Exercise requirements:
Find each line with the string "React" and report it.
════════
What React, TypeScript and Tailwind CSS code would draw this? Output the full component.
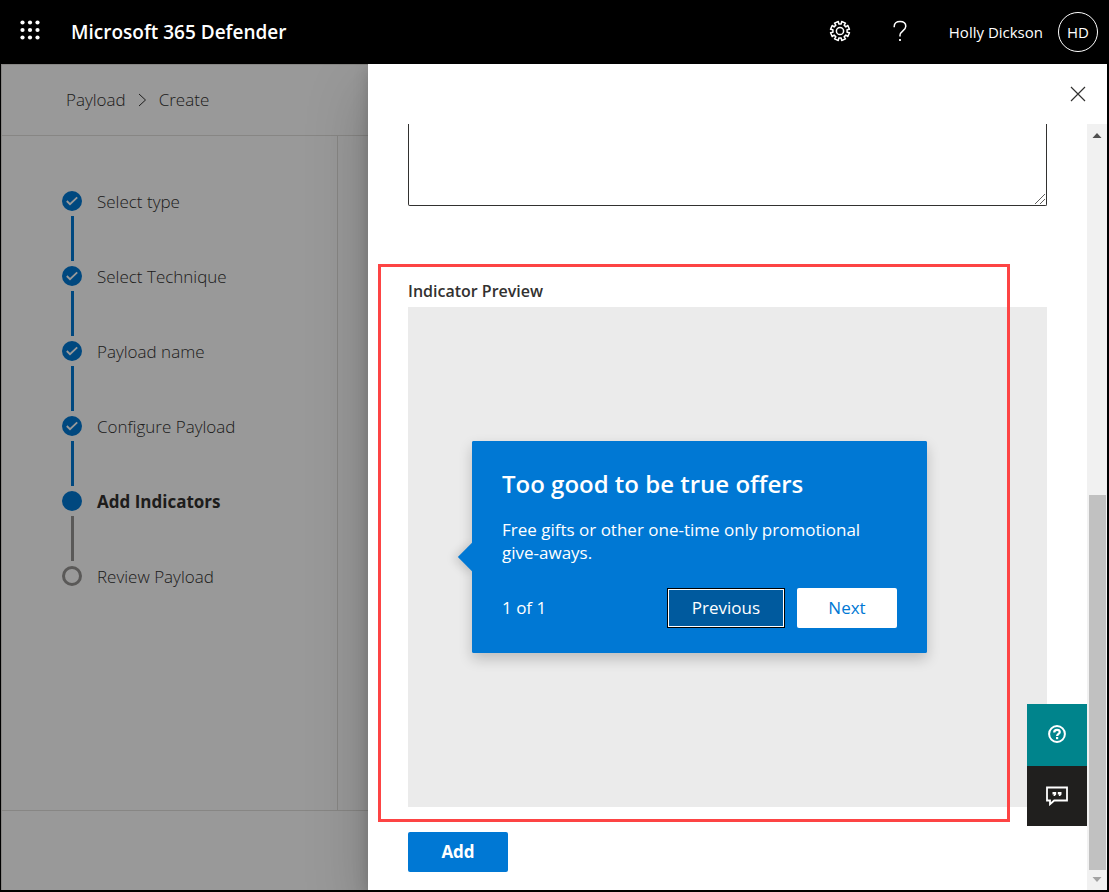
import React from "react";

type StepState = "done" | "current" | "upcoming";

const steps: { label: string; state: StepState }[] = [
  { label: "Select type", state: "done" },
  { label: "Select Technique", state: "done" },
  { label: "Payload name", state: "done" },
  { label: "Configure Payload", state: "done" },
  { label: "Add Indicators", state: "current" },
  { label: "Review Payload", state: "upcoming" },
];

function WaffleIcon() {
  const spots = [2.5, 10, 17.5];
  return (
    <svg width="20" height="20" viewBox="0 0 20 20" fill="currentColor" aria-hidden="true">
      {spots.map((y) => spots.map((x) => <circle key={`${x}-${y}`} cx={x} cy={y} r="2.1" />))}
    </svg>
  );
}

function gearPath() {
  const points: string[] = [];
  for (let tooth = 0; tooth < 8; tooth++) {
    const mid = (tooth * Math.PI) / 4 + Math.PI / 8;
    const corners: [number, number][] = [
      [7.2, -0.22],
      [9.6, -0.22],
      [9.6, 0.22],
      [7.2, 0.22],
    ];
    corners.forEach(([r, a]) => {
      points.push(`${(11 + r * Math.cos(mid + a)).toFixed(2)} ${(11 + r * Math.sin(mid + a)).toFixed(2)}`);
    });
  }
  return `M${points.join("L")}Z`;
}

function GearIcon() {
  return (
    <svg width="22" height="22" viewBox="0 0 22 22" fill="none" stroke="currentColor" strokeWidth="1.5" strokeLinejoin="round" aria-hidden="true">
      <path d={gearPath()} />
      <circle cx="11" cy="11" r="3.6" />
    </svg>
  );
}

function QuestionIcon() {
  return (
    <svg width="14" height="22" viewBox="0 0 14 22" fill="none" stroke="currentColor" strokeWidth="1.5" aria-hidden="true">
      <path d="M1.2 7.200V6.500C1.200 3.200 3.500 1.500 7 1.500s5.800 1.900 5.800 4.800c0 4.200-5.800 5-5.800 9v1.200" />
      <path d="M7 19v2" strokeWidth="1.8" />
    </svg>
  );
}

function CloseIcon() {
  return (
    <svg width="16" height="16" viewBox="0 0 16 16" fill="none" stroke="currentColor" strokeWidth="1.2" aria-hidden="true">
      <path d="M1 1l14 14M15 1L1 15" />
    </svg>
  );
}

function HelpIcon() {
  return (
    <svg width="18" height="18" viewBox="0 0 18 18" fill="none" stroke="currentColor" strokeWidth="2" aria-hidden="true">
      <circle cx="9" cy="9" r="7.9" />
      <path d="M6.200 7.400C6.200 5.700 7.400 4.800 9 4.800s2.800 1 2.800 2.300c0 1.800-2.700 1.900-2.700 4" strokeWidth="2.200" />
      <path d="M9.100 12v2.200" strokeWidth="2.200" />
    </svg>
  );
}

function FeedbackIcon() {
  return (
    <svg width="22" height="20" viewBox="0 0 22 20" fill="none" stroke="currentColor" strokeWidth="1.8" aria-hidden="true">
      <path d="M1 1.5h20v13H8.2L4 18.2v-3.7H1z" />
      <path d="M6.500 6h3.700v2.400L8.800 10H7.300l.8-1.500H6.500zM11.800 6h3.700v2.400L14.100 10h-1.500l.8-1.500h-1.600z" fill="currentColor" stroke="none" />
    </svg>
  );
}

function StepMarker({ state }: { state: StepState }) {
  if (state === "upcoming") {
    return <span className="size-5 rounded-full border-3 border-[#979593]" />;
  }
  return (
    <span className="flex size-5 items-center justify-center rounded-full bg-[#0078d4] text-white">
      {state === "done" && (
        <svg width="12" height="10" viewBox="0 0 12 10" fill="none" stroke="currentColor" strokeWidth="1.8" aria-hidden="true">
          <path d="M.8 5L4 8.2 11.2 1.4" />
        </svg>
      )}
    </span>
  );
}

function TopBar() {
  return (
    <header className="flex h-16 items-center bg-black pr-[9px] pl-5 text-white">
      <button type="button" aria-label="App launcher" className="-mt-1">
        <WaffleIcon />
      </button>
      <h1 className="ml-[31px] flex-1 text-[19px] font-semibold">Microsoft 365 Defender</h1>
      <button type="button" aria-label="Settings" className="-mt-0.5 mr-[42px]">
        <GearIcon />
      </button>
      <button type="button" aria-label="Help" className="-mt-0.5 mr-[42px]">
        <QuestionIcon />
      </button>
      <button type="button" className="flex items-center gap-[15px]">
        <span className="text-[15px]">Holly Dickson</span>
        <span className="flex size-10 items-center justify-center rounded-full border border-white text-[15px]">HD</span>
      </button>
    </header>
  );
}

function WizardPage() {
  return (
    <div className="relative flex w-[367px] shrink-0 flex-col border-t border-l border-[#e1dfdd] bg-white text-[#323130]">
      <nav aria-label="Breadcrumb" className="flex h-[71px] items-center gap-3 border-b border-[#e1dfdd] pl-16 text-[17px] font-light">
        <a href="#payload">Payload</a>
        <svg width="9" height="14" viewBox="0 0 9 14" fill="none" stroke="currentColor" strokeWidth="1" aria-hidden="true">
          <path d="M1 1l6.5 6L1 13" />
        </svg>
        <span>Create</span>
      </nav>
      <div className="mr-[30px] flex-1 border-r border-[#e1dfdd] pt-[55px] pl-[60px]">
        <ol>
          {steps.map((step, i) => (
            <li key={step.label} className="flex gap-[15px]">
              <div className="flex w-5 flex-col items-center gap-[5px]">
                <StepMarker state={step.state} />
                {i < steps.length - 1 && (
                  <span className={`mb-[5px] h-[45px] w-[3px] ${step.state === "done" ? "bg-[#0078d4]" : "bg-[#979593]"}`} />
                )}
              </div>
              <span className={`text-[17px] leading-[22px] ${step.state === "current" ? "font-bold" : "font-light"}`}>
                {step.label}
              </span>
            </li>
          ))}
        </ol>
      </div>
      <div className="h-20 border-t border-[#e1dfdd]" />
      <div className="absolute -inset-px bg-black/40" />
    </div>
  );
}

function Callout() {
  return (
    <div className="relative w-[455px] rounded-xs bg-[#0078d4] px-[30px] pt-[27px] pb-[25px] text-white shadow-[0_6px_14px_rgba(0,0,0,0.2)]">
      <span className="absolute top-[106px] -left-[10px] size-5 rotate-45 bg-[#0078d4] shadow-[-2px_4px_10px_rgba(0,0,0,0.15)]" />
      <div className="absolute inset-0 rounded-xs bg-[#0078d4]" />
      <div className="relative">
        <h3 className="text-2xl font-semibold">Too good to be true offers</h3>
        <p className="mt-[18px] text-[17px] leading-[23px]">Free gifts or other one-time only promotional give-aways.</p>
        <div className="mt-6 flex items-center gap-3">
          <span className="flex-1 text-[17px]">1 of 1</span>
          <button type="button" className="h-10 w-[118px] border border-black bg-[#005a9e] text-[17px] outline-1 -outline-offset-2 outline-white">
            Previous
          </button>
          <button type="button" className="h-10 w-[100px] rounded-xs bg-white text-[17px] text-[#0078d4]">
            Next
          </button>
        </div>
      </div>
    </div>
  );
}

function ScrollBar() {
  return (
    <div className="flex w-5 shrink-0 flex-col items-center bg-[#f1f1f1]" aria-hidden="true">
      <svg width="20" height="20" viewBox="0 0 20 20" fill="#505050">
        <path d="M5.5 14L10 9l4.500 5z" />
      </svg>
      <div className="h-[351px]" />
      <div className="w-[17px] flex-1 bg-[#c1c1c1]" />
      <svg width="20" height="20" viewBox="0 0 20 20" fill="#a3a3a3">
        <path d="M5.500 7L10 12l4.500-5z" />
      </svg>
    </div>
  );
}

function IndicatorPanel() {
  return (
    <div role="dialog" aria-label="Add indicator" className="relative flex flex-1 flex-col bg-white shadow-[0_26px_58px_rgba(0,0,0,0.22),0_5px_14px_rgba(0,0,0,0.18)]">
      <div className="flex h-[60px] items-center justify-end pr-[21px] text-[#323130]">
        <button type="button" aria-label="Close">
          <CloseIcon />
        </button>
      </div>
      <div className="flex flex-1">
        <div className="flex-1 px-10 pb-[18px]">
          <div className="relative">
            <textarea
              aria-label="Indicator description"
              className="block h-[82px] w-full resize-none rounded-b-xs border border-t-0 border-[#323130] p-2 text-[17px]"
            />
            <svg className="pointer-events-none absolute right-0.5 bottom-0.5" width="10" height="10" viewBox="0 0 10 10" stroke="#605e5c" aria-hidden="true">
              <path d="M0 10L10 0M5 10l5-5" />
            </svg>
          </div>
          <section className="relative mt-[73px]">
            <h2 className="mb-1 text-base leading-6 font-semibold text-[#323130]">Indicator Preview</h2>
            <div className="h-[500px] bg-[#ebebeb] pt-[134px] pl-16">
              <Callout />
            </div>
            <div className="pointer-events-none absolute -top-[15px] right-[37px] -bottom-[15px] -left-[30px] border-3 border-[#fd4444]" />
          </section>
          <button type="button" className="mt-[25px] h-10 w-[100px] rounded-xs bg-[#0078d4] text-[17px] font-bold text-white">
            Add
          </button>
        </div>
        <ScrollBar />
      </div>
      <div className="absolute right-5 bottom-16 flex w-[60px] flex-col text-white">
        <button type="button" aria-label="Help" className="flex h-[62px] items-center justify-center bg-[#00848c] pb-0.5">
          <HelpIcon />
        </button>
        <button type="button" aria-label="Feedback" className="flex h-[60px] items-center justify-center bg-[#201f1e]">
          <FeedbackIcon />
        </button>
      </div>
    </div>
  );
}

export default function App() {
  return (
    <div className="flex min-h-screen flex-col bg-black pr-[2px] pb-[2px] font-['Open_Sans',sans-serif]">
      <TopBar />
      <main className="flex flex-1 overflow-hidden pl-px">
        <WizardPage />
        <IndicatorPanel />
      </main>
    </div>
  );
}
════════
Answer to this task:
What React, TypeScript and Tailwind CSS code would draw this? Output the full component.
import React from "react";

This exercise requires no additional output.